(Dataset entries)
━━━━━━━━

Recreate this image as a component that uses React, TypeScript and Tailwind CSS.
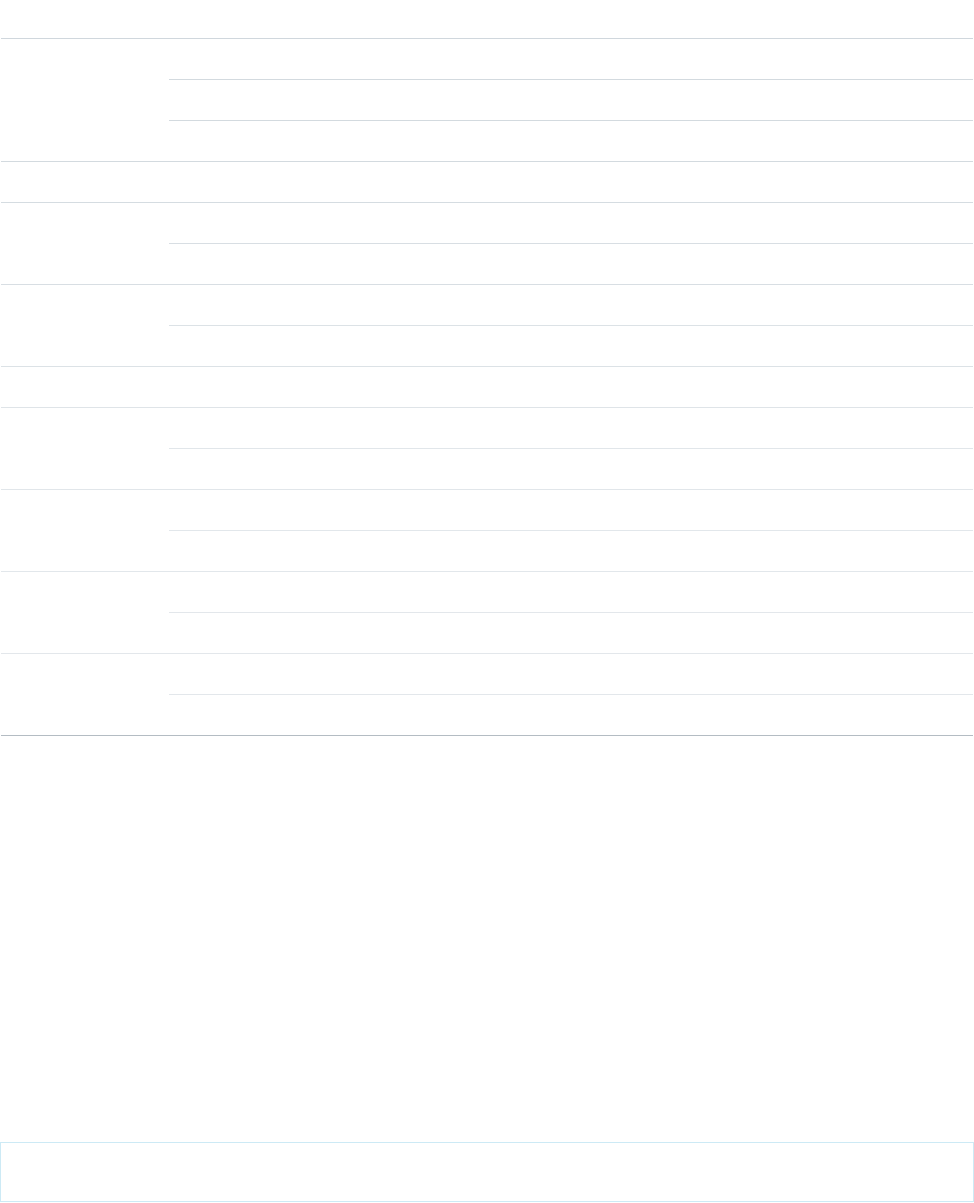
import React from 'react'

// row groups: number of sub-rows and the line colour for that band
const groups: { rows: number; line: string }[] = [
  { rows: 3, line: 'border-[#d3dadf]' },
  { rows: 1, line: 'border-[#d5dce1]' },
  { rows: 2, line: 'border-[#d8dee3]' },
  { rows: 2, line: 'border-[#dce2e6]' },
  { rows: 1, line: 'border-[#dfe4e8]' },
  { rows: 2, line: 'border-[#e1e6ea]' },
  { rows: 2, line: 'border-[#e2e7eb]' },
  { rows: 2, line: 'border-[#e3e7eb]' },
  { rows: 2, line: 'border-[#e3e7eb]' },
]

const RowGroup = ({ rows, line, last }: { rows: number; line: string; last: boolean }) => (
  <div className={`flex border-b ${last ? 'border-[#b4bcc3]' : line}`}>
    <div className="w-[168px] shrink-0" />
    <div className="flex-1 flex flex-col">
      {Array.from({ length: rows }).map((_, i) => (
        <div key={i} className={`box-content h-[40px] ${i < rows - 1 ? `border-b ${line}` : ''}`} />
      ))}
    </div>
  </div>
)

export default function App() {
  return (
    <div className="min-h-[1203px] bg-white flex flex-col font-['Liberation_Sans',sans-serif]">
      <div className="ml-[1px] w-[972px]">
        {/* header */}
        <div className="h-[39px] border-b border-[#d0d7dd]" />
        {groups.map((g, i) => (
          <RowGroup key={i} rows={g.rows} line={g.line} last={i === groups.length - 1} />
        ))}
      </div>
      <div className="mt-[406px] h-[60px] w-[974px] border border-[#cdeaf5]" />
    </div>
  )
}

━━━━━━━━

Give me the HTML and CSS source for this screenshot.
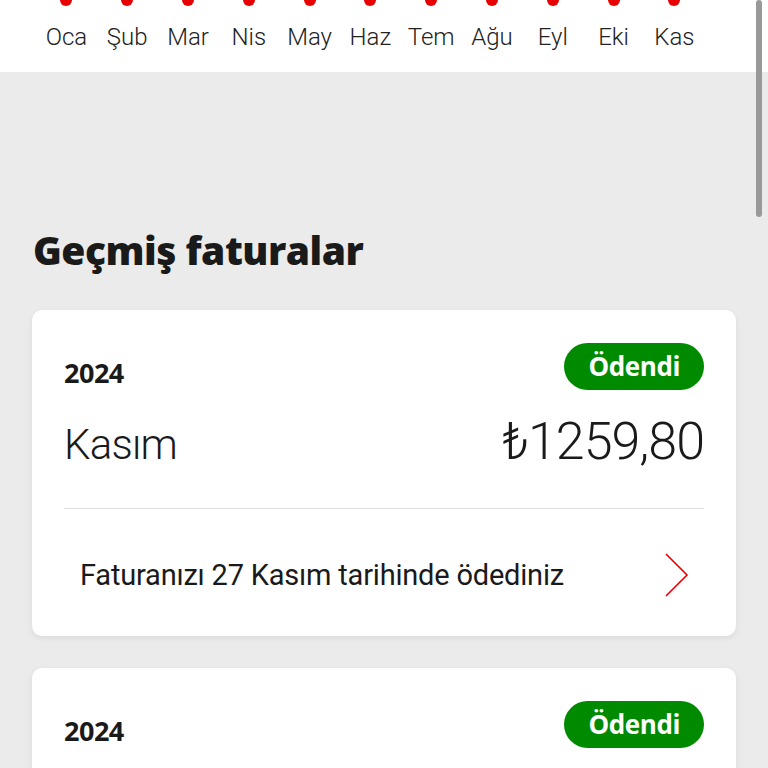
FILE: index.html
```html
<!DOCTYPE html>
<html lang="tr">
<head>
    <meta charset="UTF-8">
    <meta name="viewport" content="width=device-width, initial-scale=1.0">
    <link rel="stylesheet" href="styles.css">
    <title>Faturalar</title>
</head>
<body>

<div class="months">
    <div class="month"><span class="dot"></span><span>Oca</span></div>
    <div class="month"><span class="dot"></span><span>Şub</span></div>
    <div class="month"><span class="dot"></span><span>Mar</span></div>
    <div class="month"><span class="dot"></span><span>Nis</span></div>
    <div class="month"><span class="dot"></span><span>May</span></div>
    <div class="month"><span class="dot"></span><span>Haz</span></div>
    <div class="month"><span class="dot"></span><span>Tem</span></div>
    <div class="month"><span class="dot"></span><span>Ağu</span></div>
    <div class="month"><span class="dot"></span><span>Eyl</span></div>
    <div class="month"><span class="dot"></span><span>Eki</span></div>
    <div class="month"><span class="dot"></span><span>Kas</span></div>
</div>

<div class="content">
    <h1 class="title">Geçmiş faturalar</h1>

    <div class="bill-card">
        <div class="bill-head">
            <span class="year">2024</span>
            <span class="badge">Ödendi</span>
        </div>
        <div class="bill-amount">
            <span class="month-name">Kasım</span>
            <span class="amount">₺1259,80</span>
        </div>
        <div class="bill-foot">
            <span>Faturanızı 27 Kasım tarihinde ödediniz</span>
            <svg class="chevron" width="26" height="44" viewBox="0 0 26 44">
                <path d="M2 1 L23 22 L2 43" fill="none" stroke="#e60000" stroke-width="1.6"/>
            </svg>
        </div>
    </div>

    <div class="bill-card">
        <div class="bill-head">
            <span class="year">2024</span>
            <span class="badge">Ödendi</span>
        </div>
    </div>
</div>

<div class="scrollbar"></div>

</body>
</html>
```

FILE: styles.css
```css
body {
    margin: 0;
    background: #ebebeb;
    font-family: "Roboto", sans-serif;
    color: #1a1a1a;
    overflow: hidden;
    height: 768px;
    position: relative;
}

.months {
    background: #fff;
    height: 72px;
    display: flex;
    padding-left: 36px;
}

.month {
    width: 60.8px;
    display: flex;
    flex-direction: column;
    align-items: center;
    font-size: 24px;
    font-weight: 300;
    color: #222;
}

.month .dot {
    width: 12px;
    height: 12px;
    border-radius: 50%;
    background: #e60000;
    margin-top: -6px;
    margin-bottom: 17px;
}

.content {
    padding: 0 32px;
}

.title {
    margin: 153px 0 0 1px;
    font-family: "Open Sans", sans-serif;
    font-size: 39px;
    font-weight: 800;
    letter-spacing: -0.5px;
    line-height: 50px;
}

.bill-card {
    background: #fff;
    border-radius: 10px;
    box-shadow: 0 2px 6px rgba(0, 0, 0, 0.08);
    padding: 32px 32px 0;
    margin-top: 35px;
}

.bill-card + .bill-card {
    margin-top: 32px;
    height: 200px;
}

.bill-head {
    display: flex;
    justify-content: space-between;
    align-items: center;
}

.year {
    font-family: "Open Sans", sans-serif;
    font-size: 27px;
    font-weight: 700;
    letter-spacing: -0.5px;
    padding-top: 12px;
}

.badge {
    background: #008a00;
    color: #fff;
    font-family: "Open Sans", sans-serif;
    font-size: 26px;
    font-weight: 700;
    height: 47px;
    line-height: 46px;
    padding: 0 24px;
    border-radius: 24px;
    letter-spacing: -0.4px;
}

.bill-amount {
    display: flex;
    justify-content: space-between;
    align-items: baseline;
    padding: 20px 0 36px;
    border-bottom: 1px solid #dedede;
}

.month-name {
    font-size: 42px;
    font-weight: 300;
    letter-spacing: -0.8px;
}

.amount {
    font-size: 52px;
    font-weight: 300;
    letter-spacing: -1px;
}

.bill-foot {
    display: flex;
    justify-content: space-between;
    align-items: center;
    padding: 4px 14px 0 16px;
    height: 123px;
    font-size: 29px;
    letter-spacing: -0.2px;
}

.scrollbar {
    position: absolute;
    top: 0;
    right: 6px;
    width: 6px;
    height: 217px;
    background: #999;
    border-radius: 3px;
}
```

━━━━━━━━

> _Prompt_
Read through the entries and copy each line in which "that" appears.

> _Answer to this problem_
Recreate this image as a component that uses React, TypeScript and Tailwind CSS.
// row groups: number of sub-rows and the line colour for that band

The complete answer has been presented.